# Job:
Leave out the pictures, and write out exactly the lines from the beginning of the material to the line holding "rounded-md border px-[22px]", that line included, and nothing else.

☆ ☆ ☆ ☆ ☆ ☆ ☆

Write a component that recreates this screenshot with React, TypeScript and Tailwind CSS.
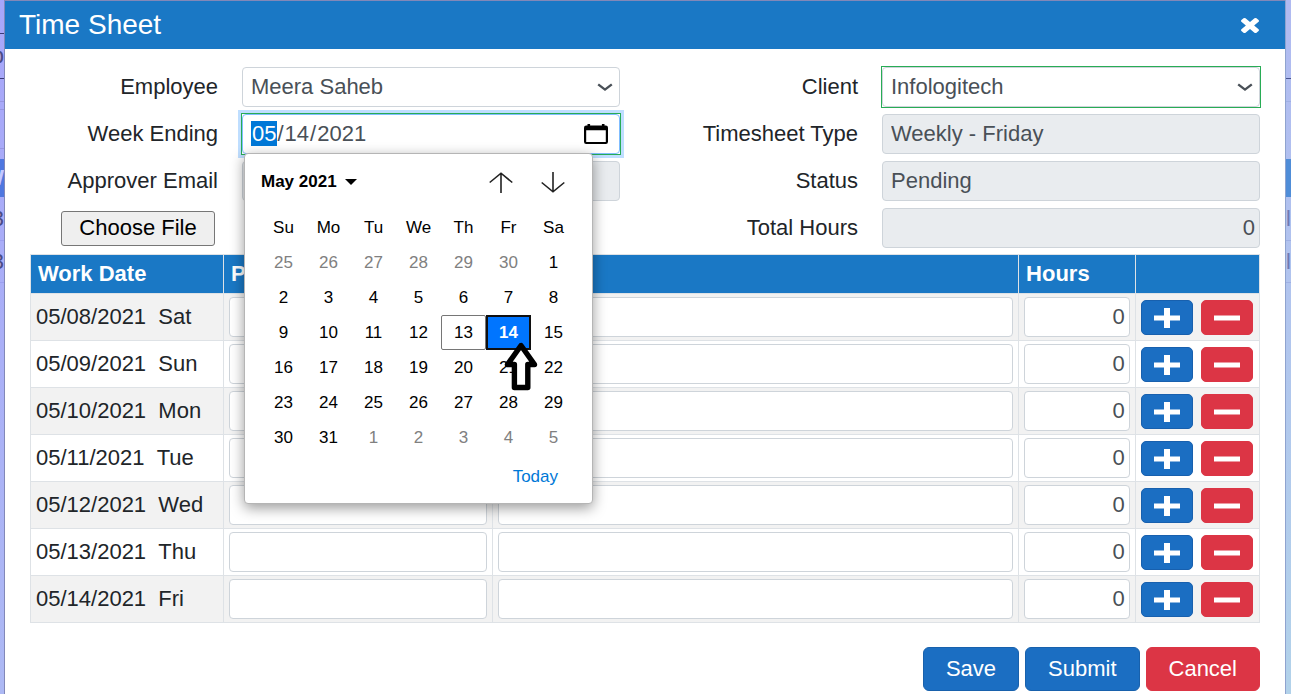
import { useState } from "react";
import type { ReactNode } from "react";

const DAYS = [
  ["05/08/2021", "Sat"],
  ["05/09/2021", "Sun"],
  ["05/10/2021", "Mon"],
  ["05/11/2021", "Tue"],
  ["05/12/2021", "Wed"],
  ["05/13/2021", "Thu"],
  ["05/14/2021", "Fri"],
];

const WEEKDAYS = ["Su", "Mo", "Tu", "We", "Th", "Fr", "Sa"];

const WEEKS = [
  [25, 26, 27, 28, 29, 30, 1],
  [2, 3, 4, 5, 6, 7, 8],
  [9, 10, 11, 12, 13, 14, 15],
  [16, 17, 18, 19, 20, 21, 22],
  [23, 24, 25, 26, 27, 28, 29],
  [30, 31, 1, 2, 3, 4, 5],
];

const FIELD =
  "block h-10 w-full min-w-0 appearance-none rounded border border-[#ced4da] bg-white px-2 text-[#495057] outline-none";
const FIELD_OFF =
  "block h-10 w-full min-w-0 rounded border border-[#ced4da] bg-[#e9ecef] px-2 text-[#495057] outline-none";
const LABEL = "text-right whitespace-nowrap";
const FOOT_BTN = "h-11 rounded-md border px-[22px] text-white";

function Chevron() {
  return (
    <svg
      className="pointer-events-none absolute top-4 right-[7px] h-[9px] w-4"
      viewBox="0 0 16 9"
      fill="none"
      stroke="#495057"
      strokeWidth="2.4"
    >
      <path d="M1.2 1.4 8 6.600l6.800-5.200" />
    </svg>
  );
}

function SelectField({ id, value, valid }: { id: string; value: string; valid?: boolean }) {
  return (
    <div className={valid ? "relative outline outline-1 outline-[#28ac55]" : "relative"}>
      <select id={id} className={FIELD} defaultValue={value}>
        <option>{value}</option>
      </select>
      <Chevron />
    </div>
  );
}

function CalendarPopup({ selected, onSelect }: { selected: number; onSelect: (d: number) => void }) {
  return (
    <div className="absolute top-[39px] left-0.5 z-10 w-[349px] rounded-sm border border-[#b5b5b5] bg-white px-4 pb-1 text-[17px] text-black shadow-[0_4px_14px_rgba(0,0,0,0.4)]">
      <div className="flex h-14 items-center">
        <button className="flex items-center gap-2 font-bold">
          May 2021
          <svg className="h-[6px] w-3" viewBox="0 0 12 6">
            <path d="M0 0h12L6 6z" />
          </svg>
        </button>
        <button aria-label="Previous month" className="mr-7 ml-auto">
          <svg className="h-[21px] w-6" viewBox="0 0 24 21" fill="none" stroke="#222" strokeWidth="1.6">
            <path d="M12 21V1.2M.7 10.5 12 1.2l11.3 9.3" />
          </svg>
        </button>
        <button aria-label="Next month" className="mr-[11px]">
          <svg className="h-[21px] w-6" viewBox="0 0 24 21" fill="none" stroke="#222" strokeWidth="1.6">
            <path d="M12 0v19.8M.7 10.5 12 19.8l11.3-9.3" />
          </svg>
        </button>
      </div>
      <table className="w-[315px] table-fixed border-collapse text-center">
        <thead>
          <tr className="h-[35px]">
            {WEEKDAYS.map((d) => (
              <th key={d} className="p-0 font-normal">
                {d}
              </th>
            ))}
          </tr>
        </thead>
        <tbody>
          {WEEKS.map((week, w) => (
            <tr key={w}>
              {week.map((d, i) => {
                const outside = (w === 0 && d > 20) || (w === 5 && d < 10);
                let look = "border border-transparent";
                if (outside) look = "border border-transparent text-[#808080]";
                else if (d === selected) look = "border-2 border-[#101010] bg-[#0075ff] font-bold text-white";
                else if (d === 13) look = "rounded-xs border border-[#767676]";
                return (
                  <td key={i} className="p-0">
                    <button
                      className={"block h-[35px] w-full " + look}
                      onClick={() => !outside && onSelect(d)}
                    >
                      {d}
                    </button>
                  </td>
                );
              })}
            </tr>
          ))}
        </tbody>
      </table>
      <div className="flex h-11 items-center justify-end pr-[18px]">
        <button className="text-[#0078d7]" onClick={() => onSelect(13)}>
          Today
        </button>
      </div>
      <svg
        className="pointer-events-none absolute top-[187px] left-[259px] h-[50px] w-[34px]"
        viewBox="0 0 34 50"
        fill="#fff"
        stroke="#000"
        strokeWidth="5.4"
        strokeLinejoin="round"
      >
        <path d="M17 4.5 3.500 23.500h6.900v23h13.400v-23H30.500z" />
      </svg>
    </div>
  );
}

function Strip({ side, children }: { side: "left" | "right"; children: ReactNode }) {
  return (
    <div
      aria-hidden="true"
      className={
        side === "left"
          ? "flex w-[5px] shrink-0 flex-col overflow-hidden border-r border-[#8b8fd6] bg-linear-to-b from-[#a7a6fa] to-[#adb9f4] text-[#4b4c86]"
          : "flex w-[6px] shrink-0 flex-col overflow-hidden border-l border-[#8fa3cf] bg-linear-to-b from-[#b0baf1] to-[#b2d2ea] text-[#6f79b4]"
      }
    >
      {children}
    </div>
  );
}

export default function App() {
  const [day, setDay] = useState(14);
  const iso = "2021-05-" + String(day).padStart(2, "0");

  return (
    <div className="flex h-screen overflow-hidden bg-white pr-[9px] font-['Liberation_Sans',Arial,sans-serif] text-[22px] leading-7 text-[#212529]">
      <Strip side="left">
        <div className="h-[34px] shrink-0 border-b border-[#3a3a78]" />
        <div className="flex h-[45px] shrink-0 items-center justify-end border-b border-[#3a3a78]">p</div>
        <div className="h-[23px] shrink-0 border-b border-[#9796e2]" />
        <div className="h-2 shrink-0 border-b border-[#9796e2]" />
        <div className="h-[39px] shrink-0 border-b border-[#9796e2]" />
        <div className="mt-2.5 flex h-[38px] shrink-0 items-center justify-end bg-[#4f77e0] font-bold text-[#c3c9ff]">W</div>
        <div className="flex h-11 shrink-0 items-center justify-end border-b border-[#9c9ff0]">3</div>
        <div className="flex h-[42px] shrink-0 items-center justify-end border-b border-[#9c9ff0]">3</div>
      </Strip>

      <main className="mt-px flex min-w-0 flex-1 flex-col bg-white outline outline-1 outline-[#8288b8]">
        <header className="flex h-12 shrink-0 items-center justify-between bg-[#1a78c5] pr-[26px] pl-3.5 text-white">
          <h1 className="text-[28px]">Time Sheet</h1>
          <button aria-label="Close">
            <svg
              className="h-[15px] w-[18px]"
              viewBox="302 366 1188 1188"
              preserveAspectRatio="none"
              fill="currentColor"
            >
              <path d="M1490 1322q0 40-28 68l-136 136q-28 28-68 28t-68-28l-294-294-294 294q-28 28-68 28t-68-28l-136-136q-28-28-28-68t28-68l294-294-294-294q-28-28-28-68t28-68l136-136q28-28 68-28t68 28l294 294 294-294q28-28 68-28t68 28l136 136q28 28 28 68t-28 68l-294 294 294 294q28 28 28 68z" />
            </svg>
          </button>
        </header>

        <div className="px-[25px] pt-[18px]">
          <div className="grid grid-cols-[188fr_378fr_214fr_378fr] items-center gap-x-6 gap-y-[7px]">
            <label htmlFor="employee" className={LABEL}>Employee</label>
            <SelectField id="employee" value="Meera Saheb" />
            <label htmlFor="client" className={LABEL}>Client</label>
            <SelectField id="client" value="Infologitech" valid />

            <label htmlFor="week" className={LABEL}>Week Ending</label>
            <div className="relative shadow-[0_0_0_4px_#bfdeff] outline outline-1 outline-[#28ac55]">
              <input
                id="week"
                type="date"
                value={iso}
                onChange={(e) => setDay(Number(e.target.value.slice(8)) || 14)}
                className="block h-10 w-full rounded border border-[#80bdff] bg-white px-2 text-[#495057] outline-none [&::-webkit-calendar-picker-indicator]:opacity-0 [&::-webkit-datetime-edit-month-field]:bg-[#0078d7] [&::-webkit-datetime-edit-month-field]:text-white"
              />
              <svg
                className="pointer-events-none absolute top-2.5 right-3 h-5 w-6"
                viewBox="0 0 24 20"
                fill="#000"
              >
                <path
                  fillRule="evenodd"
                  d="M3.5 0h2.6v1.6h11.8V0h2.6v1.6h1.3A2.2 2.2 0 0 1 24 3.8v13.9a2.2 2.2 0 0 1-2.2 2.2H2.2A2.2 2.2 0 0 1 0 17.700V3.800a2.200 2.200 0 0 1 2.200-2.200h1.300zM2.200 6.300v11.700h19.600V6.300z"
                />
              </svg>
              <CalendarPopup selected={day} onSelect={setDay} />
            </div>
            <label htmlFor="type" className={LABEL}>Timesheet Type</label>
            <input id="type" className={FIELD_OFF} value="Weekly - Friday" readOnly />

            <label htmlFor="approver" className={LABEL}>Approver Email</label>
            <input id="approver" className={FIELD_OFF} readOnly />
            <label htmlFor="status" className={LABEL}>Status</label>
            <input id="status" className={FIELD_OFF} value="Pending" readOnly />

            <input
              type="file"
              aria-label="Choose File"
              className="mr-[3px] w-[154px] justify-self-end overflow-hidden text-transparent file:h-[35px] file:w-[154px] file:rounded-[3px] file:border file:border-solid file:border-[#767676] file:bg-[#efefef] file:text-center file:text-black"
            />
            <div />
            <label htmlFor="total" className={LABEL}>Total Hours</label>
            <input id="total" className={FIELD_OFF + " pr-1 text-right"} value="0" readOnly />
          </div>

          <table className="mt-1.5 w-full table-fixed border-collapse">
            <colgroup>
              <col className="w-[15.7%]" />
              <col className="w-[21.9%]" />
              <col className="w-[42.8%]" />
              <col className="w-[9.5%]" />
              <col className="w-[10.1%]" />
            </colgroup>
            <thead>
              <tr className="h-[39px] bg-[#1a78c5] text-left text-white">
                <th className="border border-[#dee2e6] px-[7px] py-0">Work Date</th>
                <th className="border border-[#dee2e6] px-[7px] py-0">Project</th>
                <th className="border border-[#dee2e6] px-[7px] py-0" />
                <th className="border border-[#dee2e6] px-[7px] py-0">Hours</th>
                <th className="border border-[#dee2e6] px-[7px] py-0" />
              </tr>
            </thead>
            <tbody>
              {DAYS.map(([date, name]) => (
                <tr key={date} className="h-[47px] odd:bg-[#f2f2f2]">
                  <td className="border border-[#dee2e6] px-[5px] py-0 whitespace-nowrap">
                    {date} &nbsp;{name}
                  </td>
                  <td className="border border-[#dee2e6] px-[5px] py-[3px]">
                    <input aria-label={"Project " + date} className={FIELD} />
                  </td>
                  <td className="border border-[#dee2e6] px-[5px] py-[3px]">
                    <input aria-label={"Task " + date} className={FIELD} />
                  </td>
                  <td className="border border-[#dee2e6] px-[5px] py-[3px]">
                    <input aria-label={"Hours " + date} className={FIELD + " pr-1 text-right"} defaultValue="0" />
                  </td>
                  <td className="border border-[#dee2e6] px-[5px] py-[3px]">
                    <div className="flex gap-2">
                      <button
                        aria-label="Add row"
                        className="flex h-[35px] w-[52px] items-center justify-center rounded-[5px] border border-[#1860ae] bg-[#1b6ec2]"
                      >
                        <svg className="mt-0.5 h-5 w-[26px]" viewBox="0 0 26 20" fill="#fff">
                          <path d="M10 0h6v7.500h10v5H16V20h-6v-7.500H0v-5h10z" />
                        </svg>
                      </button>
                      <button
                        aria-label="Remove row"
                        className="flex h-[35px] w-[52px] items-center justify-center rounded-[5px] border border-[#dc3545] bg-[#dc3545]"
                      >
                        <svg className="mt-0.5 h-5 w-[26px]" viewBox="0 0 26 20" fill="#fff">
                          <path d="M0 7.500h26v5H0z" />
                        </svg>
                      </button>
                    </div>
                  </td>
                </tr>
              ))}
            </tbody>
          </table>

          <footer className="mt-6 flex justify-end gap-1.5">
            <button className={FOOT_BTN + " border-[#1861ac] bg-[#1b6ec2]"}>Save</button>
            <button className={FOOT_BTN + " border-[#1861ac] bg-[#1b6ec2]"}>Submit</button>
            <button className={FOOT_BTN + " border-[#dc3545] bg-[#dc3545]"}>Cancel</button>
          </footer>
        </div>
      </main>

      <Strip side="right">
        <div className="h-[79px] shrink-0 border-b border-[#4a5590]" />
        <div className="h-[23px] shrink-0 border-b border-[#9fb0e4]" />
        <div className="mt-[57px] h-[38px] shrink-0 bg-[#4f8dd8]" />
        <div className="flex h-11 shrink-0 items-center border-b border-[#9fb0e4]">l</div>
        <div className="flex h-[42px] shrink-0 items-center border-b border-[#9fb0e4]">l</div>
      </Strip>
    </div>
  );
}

☆ ☆ ☆ ☆ ☆ ☆ ☆

# Solved exercise:
Write a component that recreates this screenshot with React, TypeScript and Tailwind CSS.
import { useState } from "react";
import type { ReactNode } from "react";

const DAYS = [
  ["05/08/2021", "Sat"],
  ["05/09/2021", "Sun"],
  ["05/10/2021", "Mon"],
  ["05/11/2021", "Tue"],
  ["05/12/2021", "Wed"],
  ["05/13/2021", "Thu"],
  ["05/14/2021", "Fri"],
];

const WEEKDAYS = ["Su", "Mo", "Tu", "We", "Th", "Fr", "Sa"];

const WEEKS = [
  [25, 26, 27, 28, 29, 30, 1],
  [2, 3, 4, 5, 6, 7, 8],
  [9, 10, 11, 12, 13, 14, 15],
  [16, 17, 18, 19, 20, 21, 22],
  [23, 24, 25, 26, 27, 28, 29],
  [30, 31, 1, 2, 3, 4, 5],
];

const FIELD =
  "block h-10 w-full min-w-0 appearance-none rounded border border-[#ced4da] bg-white px-2 text-[#495057] outline-none";
const FIELD_OFF =
  "block h-10 w-full min-w-0 rounded border border-[#ced4da] bg-[#e9ecef] px-2 text-[#495057] outline-none";
const LABEL = "text-right whitespace-nowrap";
const FOOT_BTN = "h-11 rounded-md border px-[22px] text-white";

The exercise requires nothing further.